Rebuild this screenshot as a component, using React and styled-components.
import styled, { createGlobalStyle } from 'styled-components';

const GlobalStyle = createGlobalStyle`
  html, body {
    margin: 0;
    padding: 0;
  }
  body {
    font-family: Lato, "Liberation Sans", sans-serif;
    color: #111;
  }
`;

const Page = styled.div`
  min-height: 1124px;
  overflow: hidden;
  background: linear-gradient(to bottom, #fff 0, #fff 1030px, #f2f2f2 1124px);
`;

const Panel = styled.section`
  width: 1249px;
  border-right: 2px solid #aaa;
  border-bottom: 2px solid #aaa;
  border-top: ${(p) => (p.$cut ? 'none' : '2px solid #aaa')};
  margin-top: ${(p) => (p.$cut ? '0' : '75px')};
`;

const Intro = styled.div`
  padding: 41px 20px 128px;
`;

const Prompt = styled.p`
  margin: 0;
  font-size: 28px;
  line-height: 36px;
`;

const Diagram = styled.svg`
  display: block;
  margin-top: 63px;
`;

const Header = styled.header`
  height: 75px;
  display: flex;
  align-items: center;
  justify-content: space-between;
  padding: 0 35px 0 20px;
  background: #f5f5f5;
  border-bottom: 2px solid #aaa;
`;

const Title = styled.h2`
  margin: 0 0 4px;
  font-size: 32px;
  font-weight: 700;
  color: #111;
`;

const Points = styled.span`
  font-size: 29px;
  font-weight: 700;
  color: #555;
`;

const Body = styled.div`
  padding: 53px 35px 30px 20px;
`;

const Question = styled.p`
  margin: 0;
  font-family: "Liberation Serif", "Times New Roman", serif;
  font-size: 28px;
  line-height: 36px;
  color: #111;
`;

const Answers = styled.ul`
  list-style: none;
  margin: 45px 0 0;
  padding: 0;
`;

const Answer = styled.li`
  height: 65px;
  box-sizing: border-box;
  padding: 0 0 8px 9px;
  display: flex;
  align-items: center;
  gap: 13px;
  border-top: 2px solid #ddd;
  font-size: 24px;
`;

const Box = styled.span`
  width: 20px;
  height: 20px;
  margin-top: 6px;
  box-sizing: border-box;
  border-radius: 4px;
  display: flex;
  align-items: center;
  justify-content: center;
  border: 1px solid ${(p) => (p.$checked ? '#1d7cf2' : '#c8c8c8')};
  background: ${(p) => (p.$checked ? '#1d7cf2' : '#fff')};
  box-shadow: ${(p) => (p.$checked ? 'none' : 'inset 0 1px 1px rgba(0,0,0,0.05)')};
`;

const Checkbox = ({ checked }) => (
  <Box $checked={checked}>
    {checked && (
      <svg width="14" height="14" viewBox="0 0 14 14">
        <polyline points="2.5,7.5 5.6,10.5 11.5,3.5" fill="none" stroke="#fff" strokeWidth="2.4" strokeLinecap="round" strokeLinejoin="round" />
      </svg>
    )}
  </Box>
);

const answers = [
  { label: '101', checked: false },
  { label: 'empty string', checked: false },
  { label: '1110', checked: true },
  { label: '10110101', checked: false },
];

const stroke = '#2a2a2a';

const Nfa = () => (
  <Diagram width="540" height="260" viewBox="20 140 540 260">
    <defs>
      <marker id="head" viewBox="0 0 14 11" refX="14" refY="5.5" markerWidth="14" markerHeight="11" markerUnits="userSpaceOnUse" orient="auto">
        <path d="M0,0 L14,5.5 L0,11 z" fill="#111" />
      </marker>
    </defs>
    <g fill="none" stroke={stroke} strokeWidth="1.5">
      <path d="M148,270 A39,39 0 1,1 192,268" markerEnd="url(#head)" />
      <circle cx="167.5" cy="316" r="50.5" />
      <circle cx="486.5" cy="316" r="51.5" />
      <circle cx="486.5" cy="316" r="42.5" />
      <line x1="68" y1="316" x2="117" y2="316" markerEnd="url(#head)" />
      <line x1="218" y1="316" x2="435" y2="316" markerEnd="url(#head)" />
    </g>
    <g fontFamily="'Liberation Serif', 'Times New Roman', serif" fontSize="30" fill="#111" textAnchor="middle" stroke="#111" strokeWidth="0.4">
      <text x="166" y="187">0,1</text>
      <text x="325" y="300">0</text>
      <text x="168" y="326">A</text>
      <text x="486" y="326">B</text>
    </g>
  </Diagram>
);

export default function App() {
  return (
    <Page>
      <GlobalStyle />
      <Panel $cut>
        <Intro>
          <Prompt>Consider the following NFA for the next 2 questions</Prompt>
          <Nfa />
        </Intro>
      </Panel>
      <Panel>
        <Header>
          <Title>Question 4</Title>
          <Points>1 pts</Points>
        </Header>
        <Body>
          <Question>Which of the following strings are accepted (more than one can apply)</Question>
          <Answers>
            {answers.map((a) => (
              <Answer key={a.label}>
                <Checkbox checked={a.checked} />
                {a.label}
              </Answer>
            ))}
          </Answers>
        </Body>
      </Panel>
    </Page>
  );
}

▬▬▬▬▬▬▬▬▬▬

== What the task requires ==
Transcribe the whole listing exactly.

== Result of the task ==
Rebuild this screenshot as a component, using React and styled-components.
import styled, { createGlobalStyle } from 'styled-components';

const GlobalStyle = createGlobalStyle`
  html, body {
    margin: 0;
    padding: 0;
  }
  body {
    font-family: Lato, "Liberation Sans", sans-serif;
    color: #111;
  }
`;

const Page = styled.div`
  min-height: 1124px;
  overflow: hidden;
  background: linear-gradient(to bottom, #fff 0, #fff 1030px, #f2f2f2 1124px);
`;

const Panel = styled.section`
  width: 1249px;
  border-right: 2px solid #aaa;
  border-bottom: 2px solid #aaa;
  border-top: ${(p) => (p.$cut ? 'none' : '2px solid #aaa')};
  margin-top: ${(p) => (p.$cut ? '0' : '75px')};
`;

const Intro = styled.div`
  padding: 41px 20px 128px;
`;

const Prompt = styled.p`
  margin: 0;
  font-size: 28px;
  line-height: 36px;
`;

const Diagram = styled.svg`
  display: block;
  margin-top: 63px;
`;

const Header = styled.header`
  height: 75px;
  display: flex;
  align-items: center;
  justify-content: space-between;
  padding: 0 35px 0 20px;
  background: #f5f5f5;
  border-bottom: 2px solid #aaa;
`;

const Title = styled.h2`
  margin: 0 0 4px;
  font-size: 32px;
  font-weight: 700;
  color: #111;
`;

const Points = styled.span`
  font-size: 29px;
  font-weight: 700;
  color: #555;
`;

const Body = styled.div`
  padding: 53px 35px 30px 20px;
`;

const Question = styled.p`
  margin: 0;
  font-family: "Liberation Serif", "Times New Roman", serif;
  font-size: 28px;
  line-height: 36px;
  color: #111;
`;

const Answers = styled.ul`
  list-style: none;
  margin: 45px 0 0;
  padding: 0;
`;

const Answer = styled.li`
  height: 65px;
  box-sizing: border-box;
  padding: 0 0 8px 9px;
  display: flex;
  align-items: center;
  gap: 13px;
  border-top: 2px solid #ddd;
  font-size: 24px;
`;

const Box = styled.span`
  width: 20px;
  height: 20px;
  margin-top: 6px;
  box-sizing: border-box;
  border-radius: 4px;
  display: flex;
  align-items: center;
  justify-content: center;
  border: 1px solid ${(p) => (p.$checked ? '#1d7cf2' : '#c8c8c8')};
  background: ${(p) => (p.$checked ? '#1d7cf2' : '#fff')};
  box-shadow: ${(p) => (p.$checked ? 'none' : 'inset 0 1px 1px rgba(0,0,0,0.05)')};
`;

const Checkbox = ({ checked }) => (
  <Box $checked={checked}>
    {checked && (
      <svg width="14" height="14" viewBox="0 0 14 14">
        <polyline points="2.5,7.5 5.6,10.5 11.5,3.5" fill="none" stroke="#fff" strokeWidth="2.4" strokeLinecap="round" strokeLinejoin="round" />
      </svg>
    )}
  </Box>
);

const answers = [
  { label: '101', checked: false },
  { label: 'empty string', checked: false },
  { label: '1110', checked: true },
  { label: '10110101', checked: false },
];

const stroke = '#2a2a2a';

const Nfa = () => (
  <Diagram width="540" height="260" viewBox="20 140 540 260">
    <defs>
      <marker id="head" viewBox="0 0 14 11" refX="14" refY="5.5" markerWidth="14" markerHeight="11" markerUnits="userSpaceOnUse" orient="auto">
        <path d="M0,0 L14,5.5 L0,11 z" fill="#111" />
      </marker>
    </defs>
    <g fill="none" stroke={stroke} strokeWidth="1.5">
      <path d="M148,270 A39,39 0 1,1 192,268" markerEnd="url(#head)" />
      <circle cx="167.5" cy="316" r="50.5" />
      <circle cx="486.5" cy="316" r="51.5" />
      <circle cx="486.5" cy="316" r="42.5" />
      <line x1="68" y1="316" x2="117" y2="316" markerEnd="url(#head)" />
      <line x1="218" y1="316" x2="435" y2="316" markerEnd="url(#head)" />
    </g>
    <g fontFamily="'Liberation Serif', 'Times New Roman', serif" fontSize="30" fill="#111" textAnchor="middle" stroke="#111" strokeWidth="0.4">
      <text x="166" y="187">0,1</text>
      <text x="325" y="300">0</text>
      <text x="168" y="326">A</text>
      <text x="486" y="326">B</text>
    </g>
  </Diagram>
);

export default function App() {
  return (
    <Page>
      <GlobalStyle />
      <Panel $cut>
        <Intro>
          <Prompt>Consider the following NFA for the next 2 questions</Prompt>
          <Nfa />
        </Intro>
      </Panel>
      <Panel>
        <Header>
          <Title>Question 4</Title>
          <Points>1 pts</Points>
        </Header>
        <Body>
          <Question>Which of the following strings are accepted (more than one can apply)</Question>
          <Answers>
            {answers.map((a) => (
              <Answer key={a.label}>
                <Checkbox checked={a.checked} />
                {a.label}
              </Answer>
            ))}
          </Answers>
        </Body>
      </Panel>
    </Page>
  );
}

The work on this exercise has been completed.